Yes, the precautionary nature of the FDA’s mandate permits it to act upon a showing less than what the scientific community would consider “adequate” or “sufficient” evidence of causality of a harm. This is what makes facts pleaded in Matrixx relevant to the materiality requirement plaintiffs must show: an intentional misleading or false statement (or failure to disclose in the face of a duty to disclose) about a fact material to the investment community.
I don’t believe that the standard of causation is viewed differently at FDA, for safety vs. efficacy. I do think the FDA acts frequently without the felt need to have shown causation when it is acting to protect consumer safety.
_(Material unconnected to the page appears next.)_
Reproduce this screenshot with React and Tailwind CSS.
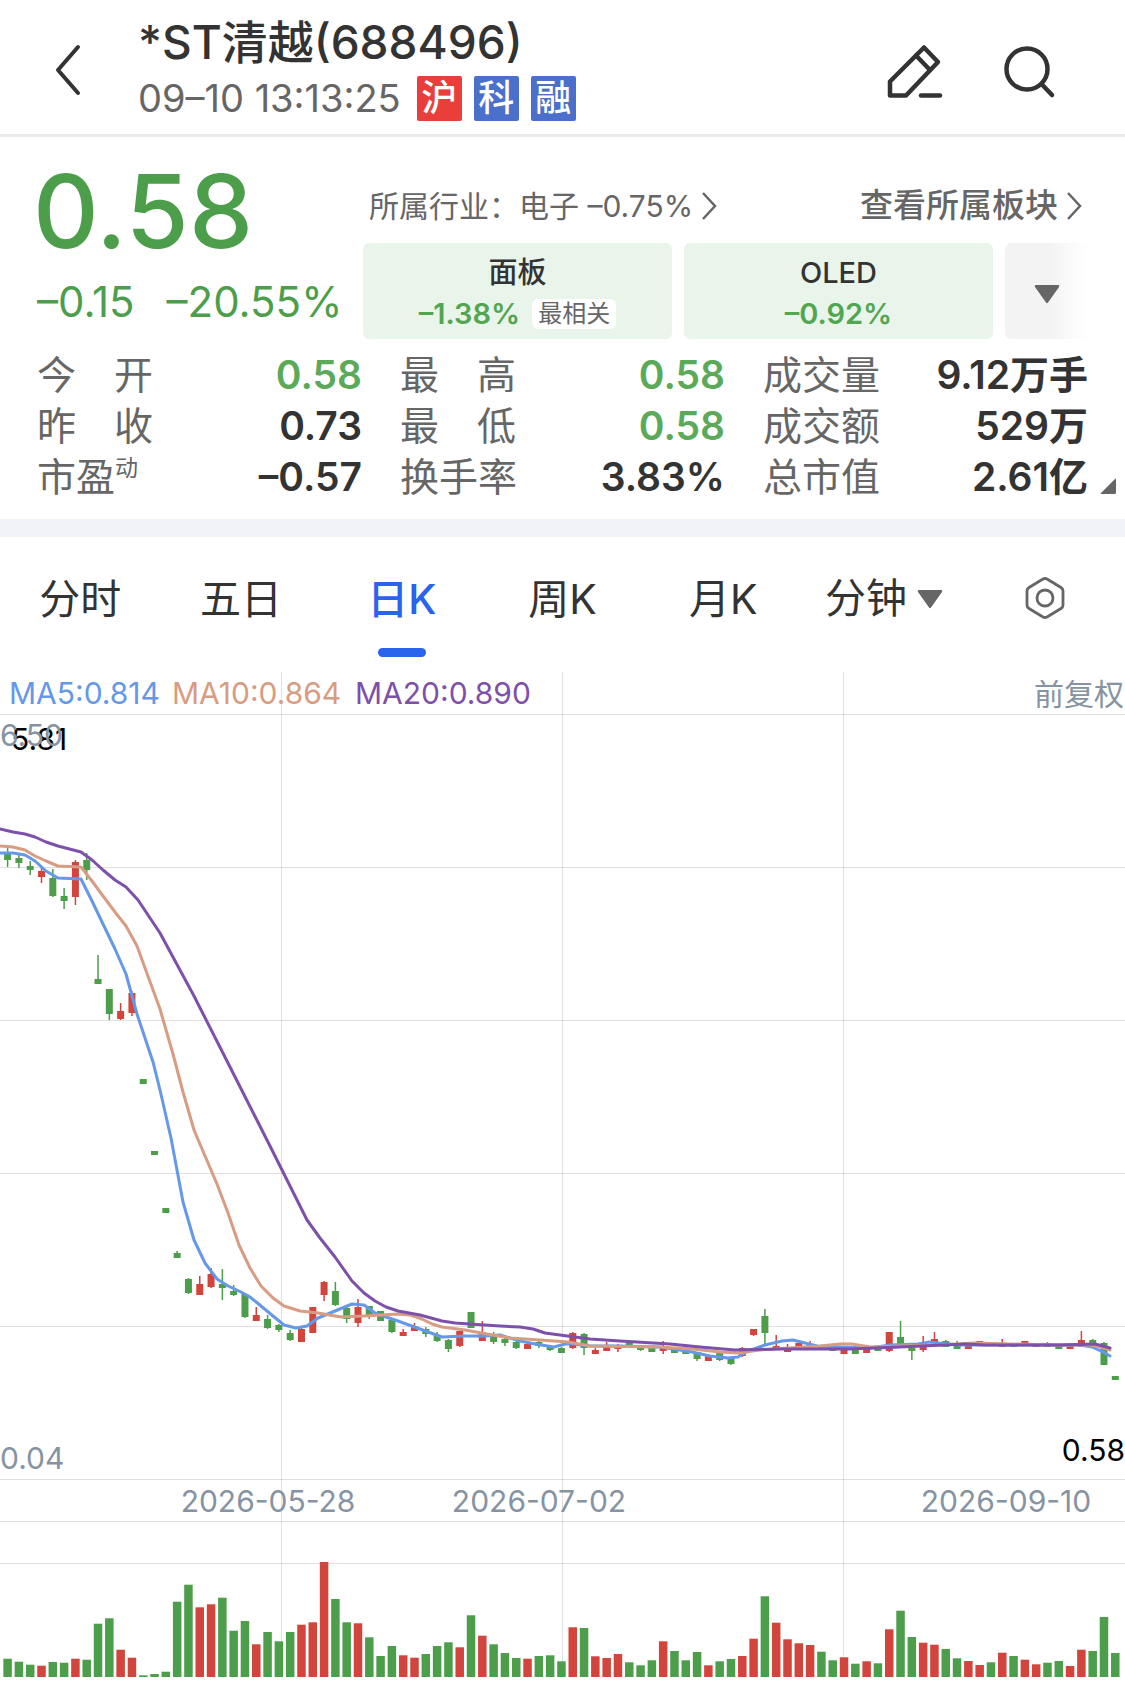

The requirements of criminal wire fraud are different. Harkonen can defend on grounds that he got bad advice, or that he perceived a conflict among expert witnesses. (The government also had a very difficult time showing that anyone relied upon the press release in isolation.)
The duplicity was the government’s insistence, on a point ultimately irrelevant, but which has taken on a life of its own by federal judges who are not reading the Supreme Court’s opinion with any particular care. That point is that statistical significance is not necessary to show causation. (Recall there was nothing that could be statistically significant in Matrixx; the major allegations concerned case series. The government’s brief acknowledged this, but then improvidently pushed on.) Even though causation was eliminated from the “materiality” consideration in Matrixx, the government had painted with a very broad brush about how statistical significance wasn’t necessary for a causal inference.
In my third post on the Harkonen case, I detailed some errors in the Solicitor General’s description of statistical significance. I for one find a criminal prosecution for improperly assessing evidence or describing inferences to be distasteful, especially when the government cannot get it right.
Don’t get me wrong. The subgroup data dredging was bad statistical practice, and long before the jury returned its conviction, InterMune had to shut down its INSPIRE phase III trial designed to test the new subgroup outcome. No surprise there.